Au regard de l’ensemble de ces éléments, le président du tribunal de commerce de Paris est donc bien compétent pour statuer sur les mesures provisoires et conservatoires sollicitées par Epoka, sur le fondement des articles 872 et 873 du code de procédure civile, mesures répondant aux conditions de l’article 35 du règlement européen.

Aussi, la cour infirmera la décision entreprise et renverra celle-ci devant le président du tribunal de commerce de Paris statuant en référé dans les conditions indiquées au dispositif, conformément à l’article 86 du code de procédure civile, sans qu’il n’y ait lieu à évocation de l’affaire en application des dispositions de l’article 88 de ce même code, ce qui n’est d’ailleurs sollicité par aucune des parties.

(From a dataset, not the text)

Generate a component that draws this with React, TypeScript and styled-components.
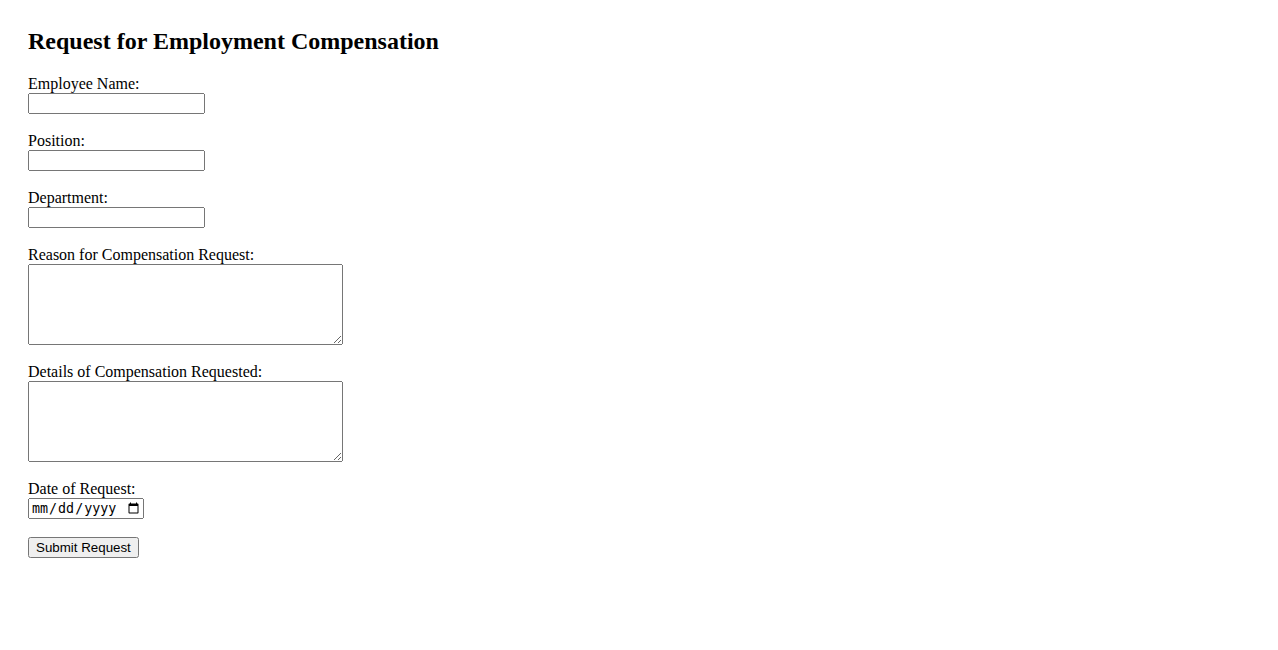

Ce qui est jugé par la cour commande de ne pas faire application des dispositions de l’article 700 du code de procédure civile et de dire que chacune des parties conservera la charge des dépens exposés dans le cadre de la présente procédure.

PAR CES MOTIFS

Déclare les notes en délibéré irrecevables ;

Infirme l’ordonnance entreprise ;

Statuant à nouveau,

Dit le président du tribunal de commerce de Paris en référé compétent pour statuer ;

Renvoie l’affaire devant le président du tribunal de commerce de Paris statuant en référé pour y être jugée et rappelle qu’en application de l’article 86 du code de procédure civile, lorsque le renvoi est fait à la juridiction qui avait été initialement saisie, l’instance se poursuit à la diligence du juge ;

Dit n’y avoir lieu à application des dispositions de l’article 700 du code de procédure civile ;

Dit que chacune des parties conservera la charge de ses dépens.